Here’s what I learnt from Maggie during her 45 minute presentation …

Test Test Test

Marketing should never be based on superstitions or gut feelings. Everything we do should be based on the results of tests we have carried out. Each campaign needs to be built from a solid foundation upwards, with your marketing offer being the foundation, and upon that you build (in order) your landing page, your email, your blog and finally your social media.

There are 3 steps to creating ‘lovable’ offers for your prospects …

1. How To Approach Content Creation

Good content is where the lead generation process starts. Your content should be based on your data:

  • Blog analytics. Check what the top ranking blog topics are to give you ideas for content;
  • Page performance. Check page views to see what pages are the most popular and use this intelligence to produce an offer
  • Landing page analytics. Conversion rates e.g. if your landing pages with ebook offers convert highest, then you should be doing more ebooks.

The format of your offers matter, so see which medium works best for your target market and offer your content to them via that medium, whether it be ebooks, videos, photos etc.

Review your email marketing analytics  to check for patterns in your click through rates (CTR) in order to get more content ideas.

Think of content creation not as a silo but as something you can do across all your channels e.g. if Pinterest is a topic of interest to your target audience don’t just do an ebook, also look at publishing blog posts and webinars on the same topic.

If you don’t have enough internal data to review for content ideas, check out other sources of data e.g. Google News and leverage the current buzz for your own marketing.

All your content decisions should have data to back them up. If you take this approach your offer will be much more successful.

2. Know When To Publish

Perfect is the enemy of good” – Voltaire.

If you constantly chase perfection in your marketing offers, then you will never publish anything. However, if you publish and review your data, then you can improve for your next offer.

The more you publish the more opportunities you have to drive lead conversion.

If time is an issue consider the following tips for creating high quality content fast…

  • Repackage your own existing content:
    • 20 ‘how-to’ blog posts becomes an ebook;
    • An ebook becomes a webinar; or
    • A webinar becomes an ebook.
  • Curate public content (this way you’re gathering existence content and repackaging it, as opposed to creating original content, which is more time consuming to produce):
    • 101 awesome marketing quotes;
    • 54 pearls of marketing wisdom; or
    • Learning Linkedin from the experts.

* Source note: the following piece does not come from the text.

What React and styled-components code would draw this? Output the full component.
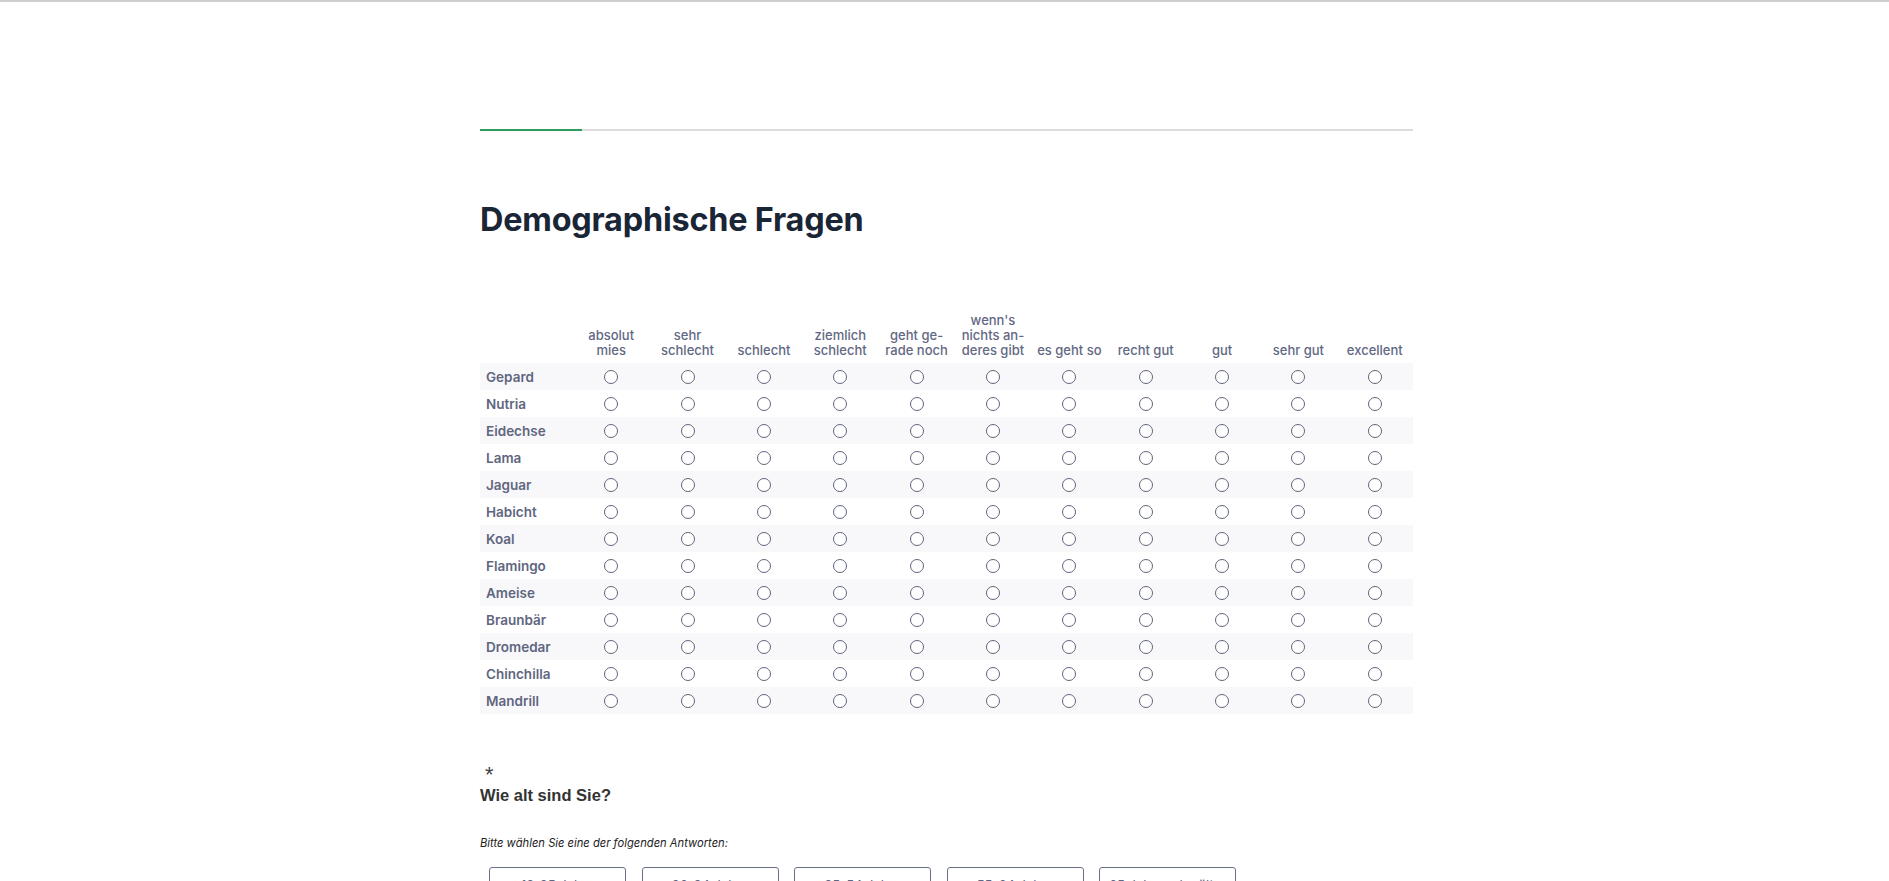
import React from 'react';
import styled, { createGlobalStyle } from 'styled-components';

const GlobalStyle = createGlobalStyle`
  html, body {
    margin: 0;
    padding: 0;
    background: #ffffff;
  }
  body {
    font-family: Inter, "Noto Sans", sans-serif;
  }
`;

const Page = styled.div`
  border-top: 2px solid #cfcfcf;
  min-height: 879px;
`;

const Container = styled.div`
  width: 933px;
  margin: 0 auto;
  padding-left: 4px;
`;

const ProgressTrack = styled.div`
  margin-top: 127px;
  height: 2px;
  background: #dcdcdc;
`;

const ProgressFill = styled.div`
  height: 100%;
  background: #2d9d5f;
`;

const Title = styled.h1`
  margin: 69px 0 0;
  font-family: Inter, sans-serif;
  font-size: 32.4px;
  line-height: 40px;
  font-weight: 700;
  color: #1a2536;
  letter-spacing: -0.2px;
`;

const Matrix = styled.table`
  margin-top: 73px;
  width: 100%;
  border-collapse: collapse;
  table-layout: fixed;
`;

const HeadCell = styled.th`
  width: ${(p) => (p.$label ? '93px' : 'auto')};
  padding: 0 0 5px;
  vertical-align: bottom;
  text-align: center;
  font-size: 13px;
  line-height: 15px;
  font-weight: 500;
  color: #626883;
  white-space: nowrap;
`;

const Row = styled.tr`
  height: 27px;
  background: ${(p) => (p.$striped ? '#f8f8fa' : '#ffffff')};
`;

const LabelCell = styled.td`
  padding: 0 0 0 6px;
  font-size: 13.5px;
  font-weight: 600;
  color: #5f6680;
  vertical-align: middle;
`;

const RadioCell = styled.td`
  padding: 0;
  text-align: center;
  vertical-align: middle;
  line-height: 0;
`;

const Radio = styled.input.attrs({ type: 'radio' })`
  appearance: none;
  margin: 0;
  width: 14px;
  height: 14px;
  border: 1.7px solid #5f657c;
  border-radius: 50%;
  background: #fff;
  box-sizing: border-box;
`;

const Question = styled.div`
  margin-top: 51px;
  font-family: "Liberation Sans", Arial, sans-serif;
`;

const Asterisk = styled.div`
  padding-left: 5px;
  font-size: 22px;
  line-height: 20px;
  color: #444;
`;

const QuestionText = styled.div`
  font-size: 16.5px;
  line-height: 21px;
  font-weight: 700;
  color: #333;
`;

const Hint = styled.div`
  margin-top: 30px;
  font-family: Inter, sans-serif;
  font-size: 11.2px;
  font-style: italic;
  color: #222;
`;

const Options = styled.div`
  display: flex;
  gap: 15.5px;
  margin-top: 17px;
  padding-left: 9px;
`;

const OptionButton = styled.button`
  width: 137px;
  padding: 7px 2px;
  border: 1.5px solid #6b7089;
  border-radius: 3px;
  background: #fff;
  font-family: Inter, sans-serif;
  font-size: 13px;
  line-height: 20px;
  color: #5f6680;
  text-align: center;
  white-space: nowrap;
`;

const columns = [
  ['absolut', 'mies'],
  ['sehr', 'schlecht'],
  ['schlecht'],
  ['ziemlich', 'schlecht'],
  ['geht ge-', 'rade noch'],
  ["wenn's", 'nichts an-', 'deres gibt'],
  ['es geht so'],
  ['recht gut'],
  ['gut'],
  ['sehr gut'],
  ['excellent'],
];

const animals = [
  'Gepard', 'Nutria', 'Eidechse', 'Lama', 'Jaguar', 'Habicht', 'Koal',
  'Flamingo', 'Ameise', 'Braunbär', 'Dromedar', 'Chinchilla', 'Mandrill',
];

const ages = ['18-25 Jahre', '26-34 Jahre', '35-54 Jahre', '55-64 Jahre', '65 Jahre oder älter'];

export default function App() {
  return (
    <Page>
      <GlobalStyle />
      <Container>
        <ProgressTrack>
          <ProgressFill style={{ width: `${(102 / 933) * 100}%` }} />
        </ProgressTrack>
        <Title>Demographische Fragen</Title>
        <Matrix>
          <thead>
            <tr>
              <HeadCell $label />
              {columns.map((lines, i) => (
                <HeadCell key={i}>
                  {lines.map((l, j) => (
                    <React.Fragment key={j}>
                      {j > 0 && <br />}
                      {l}
                    </React.Fragment>
                  ))}
                </HeadCell>
              ))}
            </tr>
          </thead>
          <tbody>
            {animals.map((name, r) => (
              <Row key={name} $striped={r % 2 === 0}>
                <LabelCell>{name}</LabelCell>
                {columns.map((_, c) => (
                  <RadioCell key={c}>
                    <Radio name={name} aria-label={`${name} ${c + 1}`} />
                  </RadioCell>
                ))}
              </Row>
            ))}
          </tbody>
        </Matrix>
        <Question>
          <Asterisk>*</Asterisk>
          <QuestionText>Wie alt sind Sie?</QuestionText>
        </Question>
        <Hint>Bitte wählen Sie eine der folgenden Antworten:</Hint>
        <Options>
          {ages.map((a) => (
            <OptionButton key={a}>{a}</OptionButton>
          ))}
        </Options>
      </Container>
    </Page>
  );
}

3. Double Down On What’s Working

Monitor your landing page conversion rates frequently to identify your winning offers, then repeat the activity that got you there.

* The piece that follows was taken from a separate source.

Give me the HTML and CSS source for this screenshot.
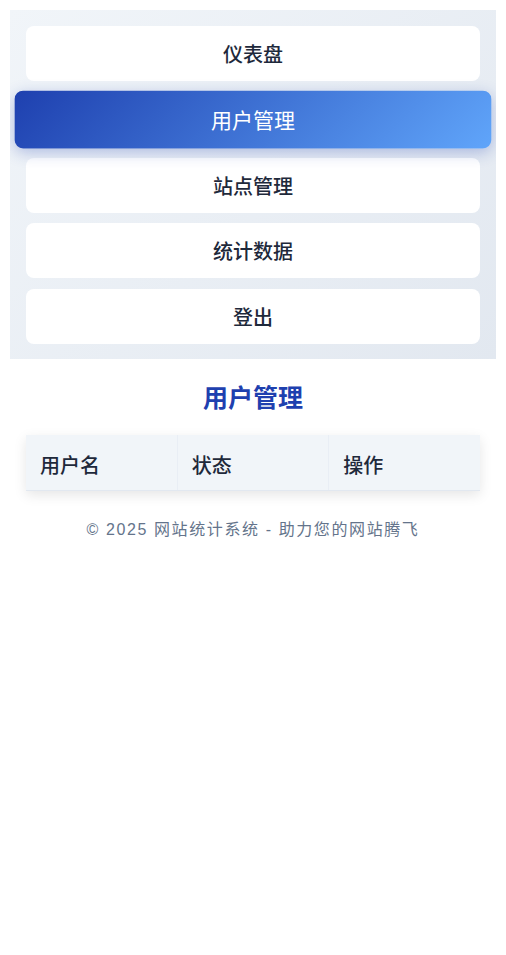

Discover the offers that deserve your time; check the data and decide which of your offers to maintain, create again or ignore and move on. Focus on what is doing well and optimise those offers to increase conversion even further e.g. A/B test your landing pages and CTAs (call-to-actions).

Also consider incorporating some product information on your company into your top of the funnel content e.g. on your ‘thank you for downloading our whitepaper’ page, add a CTA for a secondary offer to, for example, demo your product.

What If Things Go Wrong?

If something doesn’t work, ask yourself …

  • Is my offer compelling enough?
  • Did I target the right audience?
  • Am I not sending enough traffic to it?

If any of the answers are no, review the data, re-evaluate and try again.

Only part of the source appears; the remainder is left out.